Requirements: Seek out every line containing the word "index", and copy each.

___

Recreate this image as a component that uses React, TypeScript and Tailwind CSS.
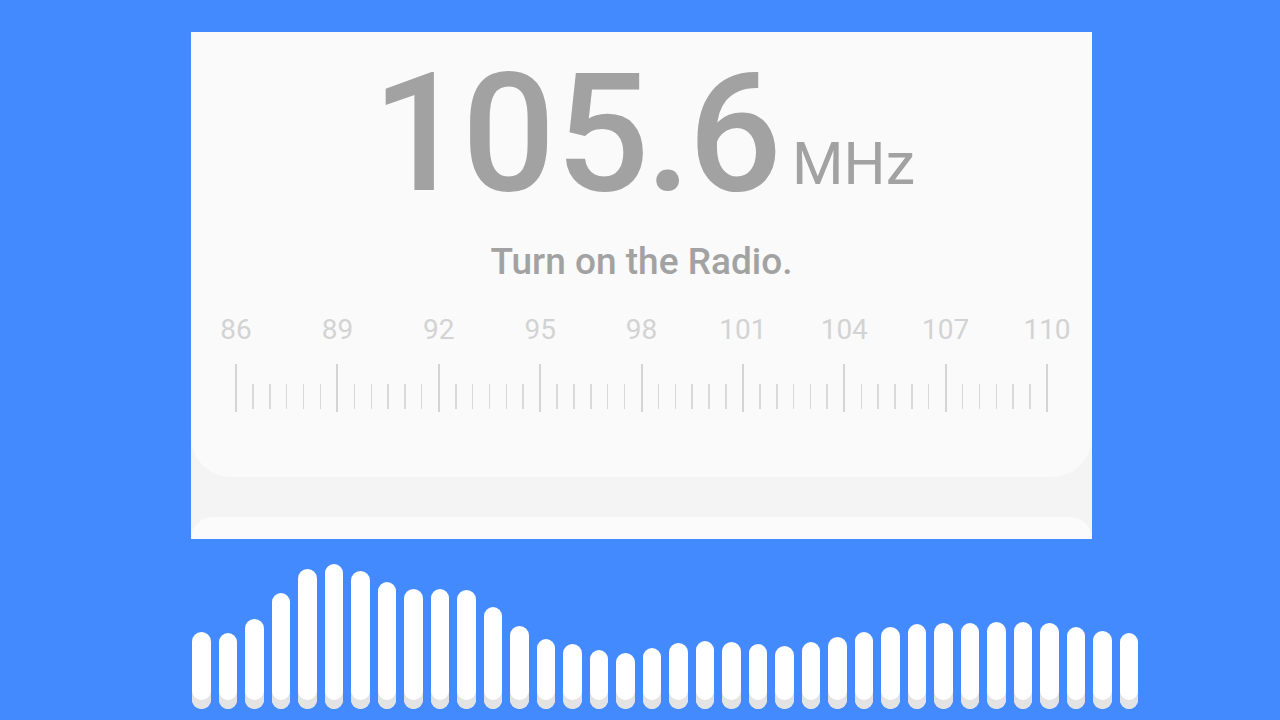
import React from 'react';

const labels = ['86', '89', '92', '95', '98', '101', '104', '107', '110'];

const bars = [
  77, 76, 90, 116, 140, 145, 138, 127, 120, 120, 119, 102, 83, 70, 65, 59, 56, 61,
  66, 68, 67, 65, 63, 67, 72, 77, 82, 85, 86, 86, 87, 87, 86, 82, 78, 76,
];

function Scale() {
  const ticks = Array.from({ length: 49 }, (_, i) => i);
  return (
    <div className="ml-[44px] w-[813px]">
      <div className="flex justify-between">
        {labels.map((l) => (
          <div key={l} className="w-[2px] flex justify-center">
            <span className="whitespace-nowrap text-[28px] leading-none text-[#d3d3d3]">{l}</span>
          </div>
        ))}
      </div>
      <div className="mt-[20px] flex h-[48px] items-end justify-between">
        {ticks.map((i) =>
          i % 6 === 0 ? (
            <div key={i} className="h-[48px] w-[2px] bg-[#d4d4d4]" />
          ) : (
            <div key={i} className="mb-[3px] h-[25px] w-[1.5px] bg-[#d9d9d9]" />
          )
        )}
      </div>
    </div>
  );
}

export default function App() {
  return (
    <div
      className="h-[720px] w-[1280px] overflow-hidden bg-[#448aff]"
      style={{ fontFamily: 'Roboto, "Noto Sans", sans-serif' }}
    >
      <div className="pl-[191px] pt-[32px]">
        <div className="flex h-[507px] w-[901px] flex-col bg-[#f4f4f4]">
          <div className="h-[445px] rounded-b-[40px] bg-[#fafafa] pt-[19px]">
            <div className="flex items-baseline justify-center pl-[4px]">
              <span className="text-[165px] font-medium leading-none text-[#a2a2a2]">
                <span className="tracking-[-4px]">1</span>
                <span>0</span>
                <span className="tracking-[-4px]">5</span>
                <span className="tracking-[-3px]">.</span>
                <span>6</span>
              </span>
              <span className="ml-[10px] -translate-y-[6px] text-[59px] leading-none text-[#a2a2a2]">MHz</span>
            </div>
            <div className="mt-[27px] text-center text-[37px] font-medium leading-none text-[#a2a2a2]">
              Turn on the Radio.
            </div>
            <div className="mt-[36px]">
              <Scale />
            </div>
          </div>
          <div className="mt-[40px] flex-1 rounded-t-[40px] bg-[#fbfbfb]" />
        </div>
      </div>
      <div className="ml-[192px] flex h-[170px] items-end gap-[8px]">
        {bars.map((h, i) => (
          <div
            key={i}
            className="w-[18.5px] rounded-full bg-white shadow-[inset_0_-9px_0_#e3e3e3]"
            style={{ height: h }}
          />
        ))}
      </div>
    </div>
  );
}
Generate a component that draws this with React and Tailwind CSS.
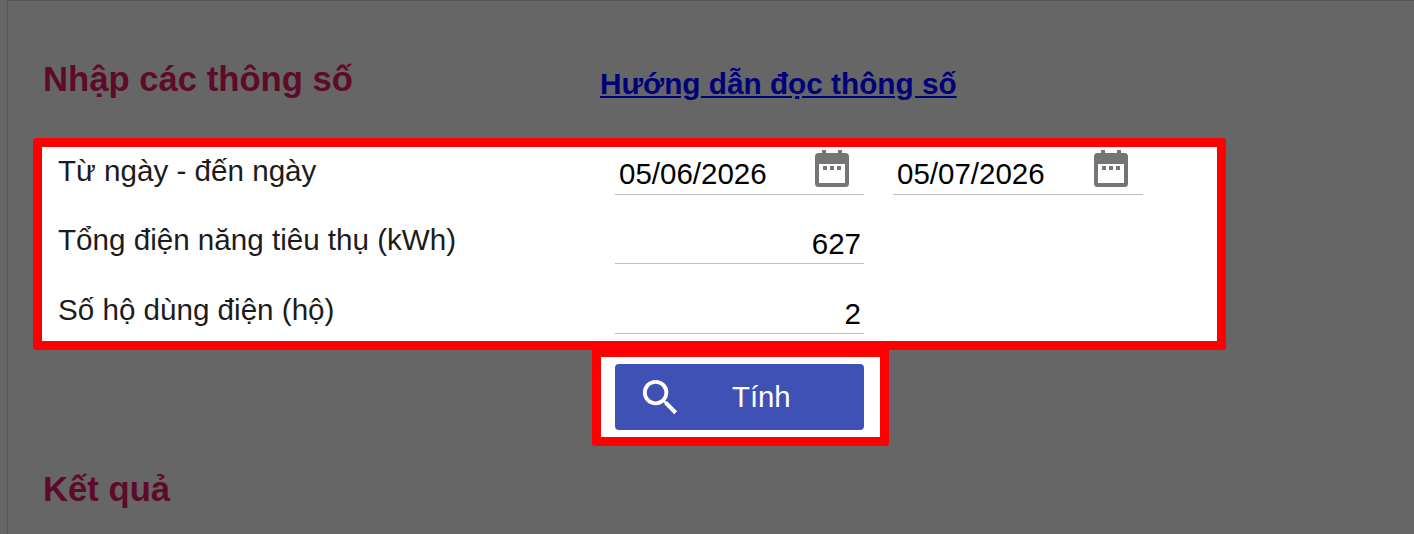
function CalendarIcon() {
  return (
    <svg width="34" height="37" viewBox="0 0 34 37" className="block" fill="#757575">
      <path fillRule="evenodd" d="M7 0h4v3h12V0h4v3h3.500A3.500 3.500 0 0 1 34 6.500v27a3.500 3.500 0 0 1-3.500 3.500h-27A3.500 3.500 0 0 1 0 33.500v-27A3.500 3.500 0 0 1 3.500 3H7zM4 14v19h26V14z" />
      <rect x="8" y="16" width="4" height="4" />
      <rect x="15" y="16" width="4" height="4" />
      <rect x="22" y="16" width="4" height="4" />
    </svg>
  );
}

function DateField({ value }) {
  return (
    <div className="h-[48px] border-b border-[#bdbdbd] flex items-start justify-between pl-[4px] pr-[15px]">
      <span className="mt-[8px] text-[29.5px] leading-[38px] text-black">{value}</span>
      <span className="mt-[3px]"><CalendarIcon /></span>
    </div>
  );
}

function NumberField({ value }) {
  return (
    <div className="h-[49px] border-b border-[#bdbdbd] text-right pr-[3px] pt-[10px] text-[29.5px] leading-[38px] text-black">
      {value}
    </div>
  );
}

function Label({ children, className }) {
  return <div className={`text-[29.6px] leading-[38px] text-[#1c1c1c] pl-[16px] ${className}`}>{children}</div>;
}

export default function App() {
  return (
    <div className="h-[534px] overflow-hidden bg-[#666666] font-['Liberation_Sans',Arial,sans-serif]">
      <div className="ml-[7px] h-full border-l border-t border-[#555555]">
        <div className="flex items-start pl-[35px] pt-[57px] h-[137px]">
          <h2 className="w-[557px] text-[34.67px] leading-[42px] font-bold text-[#5e0a28]">Nhập các thông số</h2>
          <a href="#" className="mt-[7px] text-[29.75px] leading-[38px] font-bold text-[#00007a] underline">Hướng dẫn đọc thông số</a>
        </div>
        <section className="ml-[25px] w-[1193px] h-[212px] box-border border-[9px] border-[#ff0000] rounded-[3px] bg-white grid grid-cols-[544px_249px_250px] gap-x-[29px] content-start">
          <Label className="pt-[5px]">Từ ngày - đến ngày</Label>
          <DateField value="05/06/2026" />
          <DateField value="05/07/2026" />
          <div className="col-span-3 h-[20px]" />
          <Label className="pt-[6px]">Tổng điện năng tiêu thụ (kWh)</Label>
          <NumberField value="627" />
          <div />
          <div className="col-span-3 h-[21px]" />
          <Label className="pt-[6px]">Số hộ dùng điện (hộ)</Label>
          <NumberField value="2" />
        </section>
        <div className="relative -mt-[2px] ml-[584px] w-[297px] h-[98px] box-border border-[9px] border-[#ff0000] rounded-[3px] bg-white pt-[7px] pl-[14px]">
          <button className="w-[249px] h-[66px] rounded-[4px] bg-[#3f51b5] text-white flex items-center">
            <svg width="47" height="47" viewBox="0 0 24 24" className="ml-[22px] shrink-0" fill="#ffffff">
              <path d="M15.500 14h-.79l-.28-.27A6.470 6.470 0 0 0 16 9.500 6.500 6.500 0 1 0 9.500 16c1.610 0 3.090-.59 4.230-1.570l.27.28v.79l5 4.990L20.490 19l-4.990-5zm-6 0C7.010 14 5 11.990 5 9.500S7.010 5 9.500 5 14 7.010 14 9.500 11.990 14 9.500 14z" />
            </svg>
            <span className="ml-[48px] text-[29.33px] leading-[38px]">Tính</span>
          </button>
        </div>
        <h2 className="ml-[35px] mt-[22px] text-[34.67px] leading-[42px] font-bold text-[#5e0a28]">Kết quả</h2>
      </div>
    </div>
  );
}
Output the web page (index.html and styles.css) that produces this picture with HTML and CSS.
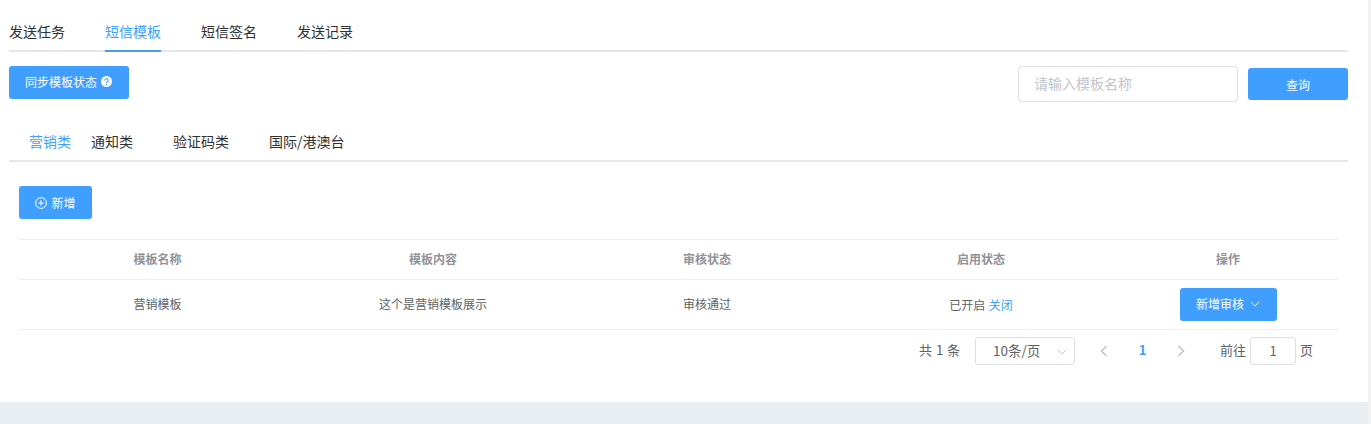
FILE: index.html
```html
<!DOCTYPE html>
<html lang="zh-CN">
<head>
<meta charset="utf-8">
<title>短信模板</title>
<link rel="stylesheet" href="styles.css">
</head>
<body>
<div class="page">
  <main class="panel">
    <nav class="tabs">
      <a class="tab">发送任务</a>
      <a class="tab active">短信模板</a>
      <a class="tab">短信签名</a>
      <a class="tab">发送记录</a>
    </nav>
    <div class="toolbar">
      <button class="btn btn-sync">同步模板状态
        <svg class="help" width="11" height="11" viewBox="0 0 11 11"><circle cx="5.5" cy="5.5" r="5.5" fill="#fff"/><path d="M3.8 4.4a1.7 1.6 0 1 1 2.6 1.3c-.6.4-.9.6-.9 1.2" fill="none" stroke="#409eff" stroke-width="1.1"/><circle cx="5.5" cy="8.4" r=".7" fill="#409eff"/></svg>
      </button>
      <div class="search">
        <input class="search-input" type="text" placeholder="请输入模板名称">
        <button class="btn btn-query">查询</button>
      </div>
    </div>
    <nav class="subtabs">
      <a class="subtab active first">营销类</a>
      <a class="subtab">通知类</a>
      <a class="subtab">验证码类</a>
      <a class="subtab">国际/港澳台</a>
    </nav>
    <section class="content">
      <button class="btn btn-add">
        <svg width="12" height="12" viewBox="0 0 12 12" fill="none" stroke="#fff" stroke-width="1"><circle cx="6" cy="6" r="5.4"/><path d="M6 3.2v5.6M3.2 6h5.6"/></svg>
        新增
      </button>
      <div class="table">
        <div class="row head">
          <div class="cell">模板名称</div><div class="cell">模板内容</div><div class="cell">审核状态</div><div class="cell">启用状态</div><div class="cell">操作</div>
        </div>
        <div class="row body">
          <div class="cell">营销模板</div>
          <div class="cell">这个是营销模板展示</div>
          <div class="cell">审核通过</div>
          <div class="state">已开启 <a class="link">关闭</a></div>
          <div class="action"><button class="btn btn-audit">新增审核
            <svg width="10" height="6" viewBox="0 0 10 6" fill="none" stroke="#fff" stroke-width="1"><path d="M.8.8 5 5l4.2-4.2"/></svg>
          </button></div>
        </div>
      </div>
      <div class="pager">
        <span class="total">共 1 条</span>
        <div class="size">10条/页
          <svg class="size-arrow" width="10" height="6" viewBox="0 0 10 6" fill="none" stroke="#c0c4cc" stroke-width="1"><path d="M.8.8 5 5l4.2-4.2"/></svg>
        </div>
        <svg class="prev" width="8" height="12" viewBox="0 0 8 12" fill="none" stroke="#c0c4cc" stroke-width="1.6"><path d="M6.5 1 1.5 6l5 5"/></svg>
        <span class="num">1</span>
        <svg class="next" width="8" height="12" viewBox="0 0 8 12" fill="none" stroke="#c0c4cc" stroke-width="1.6"><path d="M1.5 1l5 5-5 5"/></svg>
        <span class="goto">前往</span>
        <div class="jump">1</div>
        <span class="unit">页</span>
      </div>
    </section>
  </main>
  <aside class="gutter"></aside>
</div>
</body>
</html>
```

FILE: styles.css
```css
* { box-sizing: border-box; }
html, body { margin: 0; padding: 0; }
body {
  width: 1371px;
  height: 424px;
  overflow: hidden;
  background: #e9eef3;
  font-family: "Noto Sans CJK SC", "Liberation Sans", sans-serif;
  color: #606266;
}
.page { display: flex; width: 1371px; height: 424px; }
.panel {
  flex: none;
  width: 1368px;
  height: 402px;
  background: #fff;
  padding: 0 20px 0 9px;
}
.gutter { width: 3px; background: #f1f1f1; }
.tabs {
  display: flex;
  gap: 40px;
  height: 52px;
  padding-top: 12px;
  border-bottom: 2px solid #e4e7ed;
}
.tab {
  height: 40px;
  line-height: 38px;
  font-size: 14px;
  color: #303133;
}
.tab.active { color: #409eff; border-bottom: 2px solid #409eff; }
.btn {
  border: 0;
  border-radius: 3px;
  background: #409eff;
  color: #fff;
  font-family: inherit;
  font-size: 12px;
  padding: 0;
}
.toolbar {
  display: flex;
  justify-content: space-between;
  align-items: flex-start;
  margin-top: 14px;
  height: 36px;
}
.btn-sync {
  display: flex;
  align-items: center;
  gap: 4px;
  width: 120px;
  height: 33px;
  padding: 0 0 2px 16px;
}
.search { display: flex; align-items: center; gap: 10px; height: 36px; }
.search-input {
  width: 220px;
  height: 36px;
  padding: 0 15px 2px;
  border: 1px solid #dcdfe6;
  border-radius: 4px;
  font-family: inherit;
  font-size: 14px;
  outline: 0;
}
.search-input::placeholder { color: #c0c4cc; opacity: 1; }
.btn-query { width: 100px; height: 32px; }
.subtabs {
  display: flex;
  gap: 40px;
  height: 40px;
  margin-top: 20px;
  padding: 0 20px;
  line-height: 38px;
  font-size: 14px;
  border-bottom: 2px solid #e4e7ed;
  color: #303133;
}
.subtab.active { color: #409eff; }
.subtab.first { margin-right: -20px; }
.content { padding: 24px 10px 0; }
.btn-add {
  display: flex;
  align-items: center;
  justify-content: center;
  gap: 4px;
  width: 73px;
  height: 33px;
}
.table { margin-top: 20px; border-top: 1px solid #ebeef5; }
.row {
  display: grid;
  grid-template-columns: 277px 274px 274px 274px 220px;
  align-items: center;
  text-align: center;
  font-size: 12px;
  border-bottom: 1px solid #ebeef5;
}
.cell { padding-bottom: 2px; }
.head { height: 40px; font-weight: 700; color: #909399; }
.body { height: 50px; }
.state { word-spacing: 1px; }
.link { color: #409eff; }
.btn-audit {
  display: inline-flex;
  align-items: center;
  justify-content: center;
  gap: 6px;
  width: 97px;
  height: 33px;
  padding-bottom: 2px;
  vertical-align: middle;
}
.pager {
  display: flex;
  align-items: center;
  height: 28px;
  margin-top: 7px;
  padding-left: 900px;
  font-size: 13px;
}
.total, .num, .goto, .unit { line-height: 26px; height: 28px; }
.total { width: 41px; white-space: nowrap; word-spacing: 1px; }
.size {
  position: relative;
  width: 100px;
  height: 28px;
  margin-left: 15px;
  padding-left: 17px;
  line-height: 25px;
  font-size: 13.5px;
  border: 1px solid #dcdfe6;
  border-radius: 3px;
}
.size-arrow { position: absolute; right: 7px; top: 11px; }
.prev { margin: 0 0 1px 25px; }
.next { margin-bottom: 1px; }
.num {
  width: 69px;
  text-align: center;
  font-weight: 700;
  color: #409eff;
}
.goto { margin-left: 35px; }
.jump {
  width: 46px;
  height: 28px;
  margin: 0 4px;
  line-height: 25px;
  text-align: center;
  border: 1px solid #dcdfe6;
  border-radius: 3px;
}
```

___

Task response:
Output the web page (index.html and styles.css) that produces this picture with HTML and CSS.
FILE: index.html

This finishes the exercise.